AI Applications in Financial Fraud Detection
The adaptability of AI means it can be applied to different areas within financial services. Here are some main uses:
- Payment Fraud: AI can identify fraudulent transactions as they happen. For instance, companies like Mastercard use AI to scan vast amounts of data and determine if a transaction is legitimate before processing it.
- Identity Verification: AI improves biometric authentication, using tools like facial recognition and voice analysis. These tools are especially useful in preventing identity theft and stopping unauthorized account access.
- Anti-Money Laundering (AML): AI helps financial institutions analyze large datasets to spot suspicious activity related to money laundering.

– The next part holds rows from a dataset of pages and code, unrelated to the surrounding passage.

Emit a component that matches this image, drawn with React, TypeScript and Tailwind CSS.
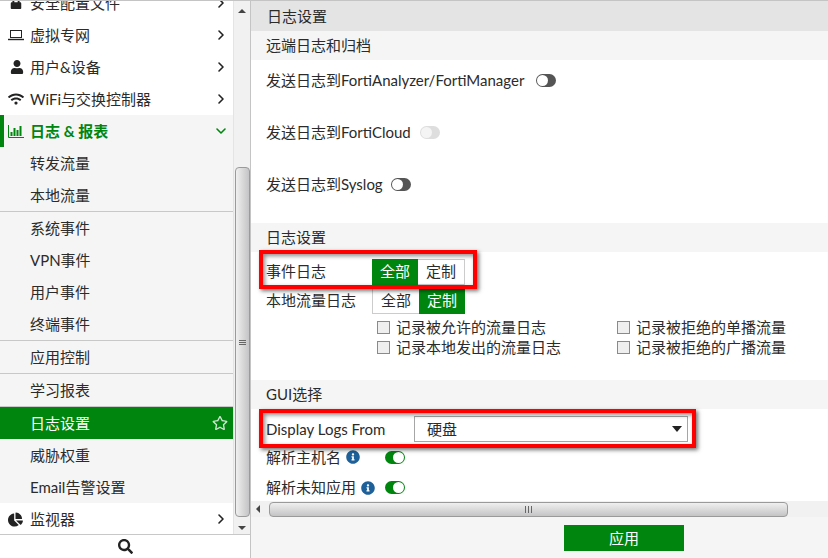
import React from 'react';
import { FaUser, FaWifi, FaChartPie, FaSearch, FaInfoCircle, FaRegStar, FaLock } from 'react-icons/fa';
import { LuChevronRight, LuChevronDown } from 'react-icons/lu';

const LaptopIcon = () => (
    <svg width="16" height="12" viewBox="0 0 16 12" fill="none" stroke="#222" strokeWidth="1">
        <rect x="2.5" y="1.5" width="11" height="7" />
        <path d="M0 10.5h16" strokeWidth="1.4" />
    </svg>
);

const BarsIcon = () => (
    <svg width="16" height="13" viewBox="0 0 16 13" fill="none" stroke="#00860f">
        <path d="M.5 0v12.5H16" />
        <path d="M3.5 11V7M6.5 11V3M9.5 11V5M12.5 11V1" strokeWidth="2" />
    </svg>
);

const TopItem = ({ icon, label }: { icon: React.ReactNode; label: string }) => (
    <div className="h-8 flex items-center bg-white text-[#2b2b2b]">
        <div className="w-[30px] pl-2 flex justify-start">{icon}</div>
        <span className="flex-1">{label}</span>
        <LuChevronRight className="mr-1 text-[#222]" size={16} strokeWidth={2.4} />
    </div>
);

const SubItem = ({ label, divider }: { label: string; divider?: boolean }) => (
    <div className={`flex items-center pl-[30px] text-[#2b2b2b] ${divider ? 'h-[33px] border-b border-[#c8c8c8]' : 'h-8'}`}>
        {label}
    </div>
);

const Toggle = ({ on, disabled }: { on?: boolean; disabled?: boolean }) => (
    <span
        className={`inline-flex h-[13px] w-5 rounded-full items-center p-px ${on ? 'bg-[#00860f] justify-end' : disabled ? 'bg-[#dedede]' : 'bg-[#555]'}`}
    >
        <span className={`h-[11px] w-[11px] rounded-full ${disabled ? 'bg-[#f4f4f4]' : 'bg-white'}`} />
    </span>
);

const SectionTitle = ({ label }: { label: string }) => (
    <div className="h-[29px] bg-[#f5f5f5] flex items-center pl-[15px]">{label}</div>
);

const LogCheck = ({ label }: { label: string }) => (
    <div className="flex items-center h-[19px]">
        <span className="h-[13px] w-[13px] border border-[#8a8a8a] bg-[#efefef] mr-[6px]" />
        {label}
    </div>
);

const Segment = ({ left }: { left: boolean }) => (
    <div className="flex w-[93px] h-[26px] text-[15px]">
        <div className={`flex-1 flex items-center justify-center ${left ? 'bg-[#00860f] text-white' : 'border border-r-0 border-[#ccc]'}`}>全部</div>
        <div className={`flex-1 flex items-center justify-center ${left ? 'border border-l-0 border-[#ccc]' : 'bg-[#00860f] text-white'}`}>定制</div>
    </div>
);

export default function App() {
    return (
        <div className="w-[828px] h-[558px] overflow-hidden flex bg-white text-[15px] text-[#2b2b2b] border-t border-[#c4c4c4] relative" style={{ fontFamily: 'Lato, "Noto Sans CJK SC", sans-serif' }}>
            {/* Sidebar */}
            <aside className="w-[250px] shrink-0 flex flex-col h-full">
                <div className="flex h-[534px] border-b border-[#c8c8c8]">
                    <nav className="w-[233px] overflow-hidden">
                        <div className="-mt-[14px]">
                            <TopItem icon={<FaLock size={12} className="text-[#222] ml-0.5" />} label="安全配置文件" />
                            <TopItem icon={<LaptopIcon />} label="虚拟专网" />
                            <TopItem icon={<FaUser size={14} className="text-[#222] ml-0.5" />} label="用户&设备" />
                            <TopItem icon={<FaWifi size={16} className="text-[#222]" />} label="WiFi与交换控制器" />
                            <div className="bg-[#f5f5f5]">
                                <div className="h-8 flex items-center border-l-4 border-[#00860f] text-[#00860f] font-bold">
                                    <div className="w-[26px] pl-1"><BarsIcon /></div>
                                    <span className="flex-1">日志 & 报表</span>
                                    <LuChevronDown className="mr-1" size={16} strokeWidth={2.4} />
                                </div>
                                <SubItem label="转发流量" />
                                <SubItem label="本地流量" divider />
                                <SubItem label="系统事件" />
                                <SubItem label="VPN事件" />
                                <SubItem label="用户事件" />
                                <SubItem label="终端事件" divider />
                                <SubItem label="应用控制" divider />
                                <SubItem label="学习报表" divider />
                                <div className="h-8 bg-[#00860f] text-white flex items-center pl-[30px] justify-between pr-[5px]">
                                    日志设置
                                    <FaRegStar size={16} className="text-[#cfe8d2]" />
                                </div>
                                <SubItem label="威胁权重" />
                                <SubItem label="Email告警设置" />
                            </div>
                            <TopItem icon={<FaChartPie size={15} className="text-[#222]" />} label="监视器" />
                        </div>
                    </nav>
                    {/* Vertical scrollbar */}
                    <div className="w-[17px] bg-[#f1f1f1] flex flex-col items-center border-l border-[#e4e4e4]">
                        <div className="mt-[8px] h-0 w-0 border-x-[4px] border-b-[4px] border-x-transparent border-b-[#444]" />
                        <div className="mt-[154px] w-[15px] h-[350px] bg-gradient-to-r from-[#f0f0f0] to-[#c4c4c6] border border-[#9a9a9a] rounded-sm flex items-center justify-center">
                            <div className="w-[7px] h-[5px] border-y border-[#666] flex items-center"><div className="w-full h-px bg-[#666]" /></div>
                        </div>
                        <div className="mt-[9px] h-0 w-0 border-x-[4px] border-t-[4px] border-x-transparent border-t-[#444]" />
                    </div>
                </div>
                <div className="flex-1 flex items-center justify-center">
                    <FaSearch size={15} className="text-[#222]" />
                </div>
            </aside>

            {/* Main panel */}
            <main className="flex-1 min-w-0 flex flex-col border-l border-[#c4c4c4]">
                <div className="h-[30px] bg-[#e4e4e4] flex items-center pl-4 shrink-0">日志设置</div>
                <div className="flex-1 min-h-0 overflow-hidden">
                    <SectionTitle label="远端日志和归档" />
                    <div className="h-[163px] pl-[15px] pt-[7px] flex flex-col gap-[26px]">
                        <div className="h-[26px] flex items-center gap-3">发送日志到FortiAnalyzer/FortiManager <Toggle /></div>
                        <div className="h-[26px] flex items-center gap-[9px]">发送日志到FortiCloud <Toggle disabled /></div>
                        <div className="h-[26px] flex items-center gap-2">发送日志到Syslog <Toggle /></div>
                    </div>
                    <SectionTitle label="日志设置" />
                    <div className="h-[128px] pl-[15px] pt-[7px]">
                        <div className="flex items-center h-[25px]">
                            <span className="w-[106px]">事件日志</span>
                            <Segment left />
                        </div>
                        <div className="flex items-center h-[25px] mt-[4px]">
                            <span className="w-[106px]">本地流量日志</span>
                            <Segment left={false} />
                        </div>
                        <div className="grid grid-cols-[240px_1fr] pl-[111px] mt-[5px] gap-y-px">
                            <LogCheck label="记录被允许的流量日志" />
                            <LogCheck label="记录被拒绝的单播流量" />
                            <LogCheck label="记录本地发出的流量日志" />
                            <LogCheck label="记录被拒绝的广播流量" />
                        </div>
                    </div>
                    <SectionTitle label="GUI选择" />
                    <div className="pl-[15px] pt-[7px]">
                        <div className="flex items-center h-[26px]">
                            <span className="w-[148px]">Display Logs From</span>
                            <div className="w-[274px] h-[26px] border border-[#a6a6a6] flex items-center pl-[12px] pr-[5px] justify-between">
                                硬盘
                                <span className="h-0 w-0 border-x-[5px] border-t-[6px] border-x-transparent border-t-[#222]" />
                            </div>
                        </div>
                        <div className="flex items-center h-[28px] mt-[1px]">
                            <span>解析主机名</span>
                            <FaInfoCircle size={14} className="text-[#1e6099] ml-[5px]" />
                            <span className="ml-[25px] flex"><Toggle on /></span>
                        </div>
                        <div className="flex items-center h-[29px] mt-[2px]">
                            <span>解析未知应用</span>
                            <FaInfoCircle size={14} className="text-[#1e6099] ml-[5px]" />
                            <span className="ml-[10px] flex"><Toggle on /></span>
                        </div>
                    </div>
                </div>
                {/* Horizontal scrollbar */}
                <div className="h-[16px] shrink-0 bg-[#f1f1f1] flex items-center">
                    <div className="ml-[5px] h-0 w-0 border-y-[4px] border-r-[4px] border-y-transparent border-r-[#444]" />
                    <div className="ml-[9px] w-[519px] h-[15px] bg-gradient-to-b from-[#f0f0f0] to-[#c4c4c6] border border-[#9a9a9a] rounded-sm flex items-center justify-center">
                        <div className="w-[7px] h-[7px] border-x border-[#666] flex justify-center"><div className="h-full w-px bg-[#666]" /></div>
                    </div>
                </div>
                <div className="h-[41px] shrink-0 bg-[#f5f5f5] flex items-start pl-[313px] pt-2">
                    <button className="w-[120px] h-[26px] bg-[#00860f] text-white flex items-center justify-center">应用</button>
                </div>
            </main>

            {/* Red annotation boxes */}
            <div className="absolute left-[259px] top-[249px] w-[218px] h-[39px] border-4 border-[#f00] shadow-[2px_2px_4px_rgba(0,0,0,0.55),inset_2px_2px_4px_rgba(0,0,0,0.45)]" />
            <div className="absolute left-[259px] top-[408px] w-[437px] h-[39px] border-4 border-[#f00] shadow-[2px_2px_4px_rgba(0,0,0,0.55),inset_2px_2px_4px_rgba(0,0,0,0.45)]" />
        </div>
    );
}
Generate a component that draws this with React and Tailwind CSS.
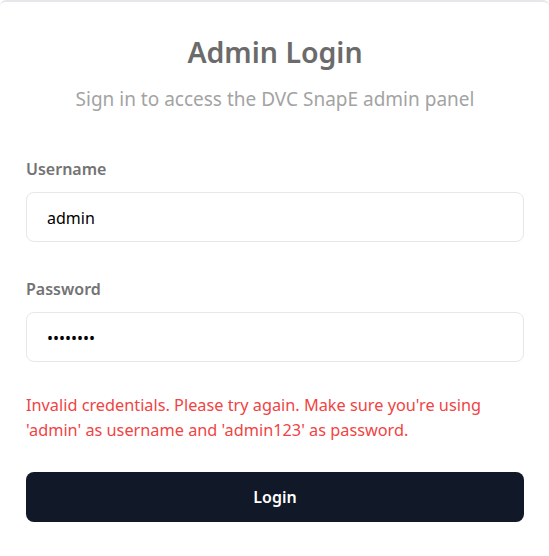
import React, { useState } from "react";

const App = () => {
  const [username, setUsername] = useState("admin");
  const [password, setPassword] = useState("wrongpwd");

  return (
    <div className="min-h-[556px] bg-white [font-family:'Noto_Sans',sans-serif]">
      <div className="border-t-2 border-gray-200 rounded-t-md pl-[26px] pr-[25px] pt-[32px] pb-8">
        <h1 className="text-center text-[28.5px] leading-[36px] font-semibold text-[#6b6b6b]">
          Admin Login
        </h1>
        <p className="mt-[15px] text-center text-[19px] leading-[28px] text-[#a3a3a3]">
          Sign in to access the DVC SnapE admin panel
        </p>

        <form className="mt-[44px]" onSubmit={(e) => e.preventDefault()}>
          <label className="block text-base leading-6 font-semibold text-[#737373] mb-[11px]">
            Username
          </label>
          <input
            type="text"
            value={username}
            onChange={(e) => setUsername(e.target.value)}
            className="block w-full h-[50px] rounded-lg border border-[#e5e7eb] pl-5 pr-5 pt-[2px] text-base text-black outline-none"
          />

          <label className="block mt-[35px] text-base leading-6 font-semibold text-[#737373] mb-[11px]">
            Password
          </label>
          <input
            type="password"
            value={password}
            onChange={(e) => setPassword(e.target.value)}
            className="block w-full h-[50px] rounded-lg border border-[#e5e7eb] pl-5 pr-5 pt-[2px] text-base text-black outline-none"
          />

          <p className="mt-[31px] text-[16.3px] leading-[25px] text-[#ef4444]">
            Invalid credentials. Please try again. Make sure you're using 'admin' as username and 'admin123' as password.
          </p>

          <button
            type="submit"
            className="mt-[29px] block w-full h-[50px] rounded-lg bg-[#111827] text-white text-base font-semibold"
          >
            Login
          </button>
        </form>
      </div>
    </div>
  );
};

export default App;
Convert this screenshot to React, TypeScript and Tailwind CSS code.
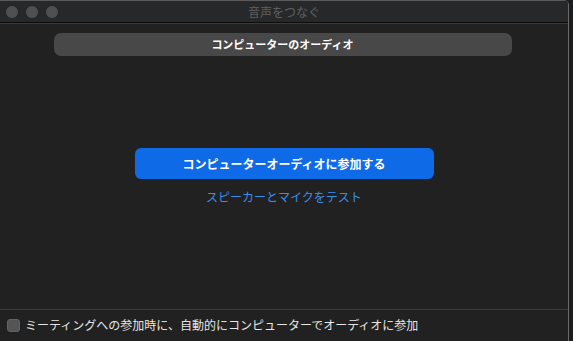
import React from 'react';

const jp = { fontFamily: '"Noto Sans CJK JP", "Noto Sans", sans-serif' };

export default function App() {
  return (
    <div className="w-[573px] h-[341px] bg-[#1c1c1c] flex overflow-hidden" style={jp}>
      <div className="w-[569px] h-full flex flex-col bg-[#212121] border-r border-[#6a6a6a] rounded-tr-[5px] overflow-hidden">
        {/* title bar */}
        <div className="h-[23px] shrink-0 bg-[#27282a] border-t border-[#5a5a5a] border-b border-b-[#0c0c0c] relative flex items-center">
          <div className="flex gap-[8px] pl-[6px]">
            <span className="w-[12px] h-[12px] rounded-full bg-[#4f5052]" />
            <span className="w-[12px] h-[12px] rounded-full bg-[#4f5052]" />
            <span className="w-[12px] h-[12px] rounded-full bg-[#4f5052]" />
          </div>
          <div className="absolute inset-0 flex items-center justify-center text-[12px] text-[#5f6062]">
            音声をつなぐ
          </div>
        </div>
        <div className="h-px bg-[#3a3a3a] shrink-0" />

        {/* body */}
        <div className="flex-1 flex flex-col items-center">
          <div className="mt-[9px] ml-[-3px] w-[458px] h-[23px] rounded-[7px] bg-[#484848] flex items-center justify-center text-[11px] font-bold text-white">
            コンピューターのオーディオ
          </div>
          <button className="mt-[92px] w-[299px] h-[31px] rounded-[6px] bg-[#0e6ae6] text-white text-[12px] font-bold">
            コンピューターオーディオに参加する
          </button>
          <div className="mt-[9px] text-[12px] text-[#3f8ee6]">スピーカーとマイクをテスト</div>
        </div>

        {/* footer */}
        <div className="h-[32px] shrink-0 border-t border-[#3a3a3a] flex items-center gap-[5px] pl-[7px] pb-[1px]">
          <span className="w-[13px] h-[13px] rounded-[3px] bg-[#555555] border border-[#626262]" />
          <span className="text-[12px] text-[#e6e6e6]">ミーティングへの参加時に、自動的にコンピューターでオーディオに参加</span>
        </div>
      </div>
    </div>
  );
}
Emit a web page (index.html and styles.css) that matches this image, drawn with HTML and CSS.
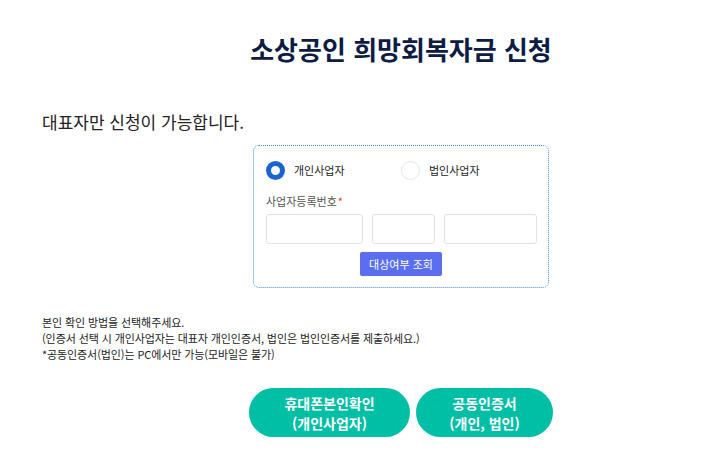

This helps organizations follow AML rules and lower the risk of regulatory penalties.
The Risks Generative AI Presents in Fraud
Although AI is helping financial institutions protect against fraud, it is also being misused by criminals. Generative AI, for instance, can create realistic fake videos, documents, and voices, presenting new challenges. Deepfake technology, in particular, has seen a significant rise, with more financial institutions reporting incidents. Fraudsters are now using these tools to carry out phishing attacks and email fraud on a larger scale.
One emerging threat is business email compromise, where scammers use fake identities to initiate fraudulent transfers. In 2022 alone, the FBI reported losses from this type of fraud reached $2.7 billion. Experts predict these figures will rise as criminals become better at using AI-based tools.
Ethical and Regulatory Challenges
Although AI is powerful, there are concerns about how it’s used. One challenge is ensuring these systems remain transparent and fair, particularly when dealing with customer information. AI models can sometimes be difficult to explain, which makes it hard for financial institutions to justify why certain activities are flagged. Regulators are putting pressure on firms to ensure AI tools are transparent and free of bias.
Another issue is data privacy. AI tools need access to sensitive information to work effectively, which raises questions about how data is safeguarded. Financial institutions need to balance using data for fraud prevention with following privacy laws, like the General Data Protection Regulation (GDPR).
The Future of AI in Fraud Detection
As AI continues to improve, its role in stopping fraud will grow. Financial institutions will likely adopt a mix of traditional systems and AI-driven tools. This combination will help them identify both established fraud patterns and new threats.
Additionally, financial institutions are likely to collaborate more often in the future to tackle fraud together. Many believe that by sharing anonymized data, banks can build a stronger defense against fraud. In the future, AI might also work together with blockchain technology, creating more secure and open transaction systems.
AI offers the potential to significantly lower fraud in financial services. However, financial institutions must keep investing in AI development while ensuring the technology is used responsibly. Human oversight and meeting regulatory requirements are essential to using AI properly.
Conclusion
AI has become an essential tool for fighting fraud in financial services. Its capacity to quickly process large datasets and adjust to evolving tactics makes AI essential for financial institutions. As criminals increasingly use AI themselves, the challenge of fighting fraud will only grow. With ongoing investment and cooperation, AI can help secure the financial sector from various emerging threats.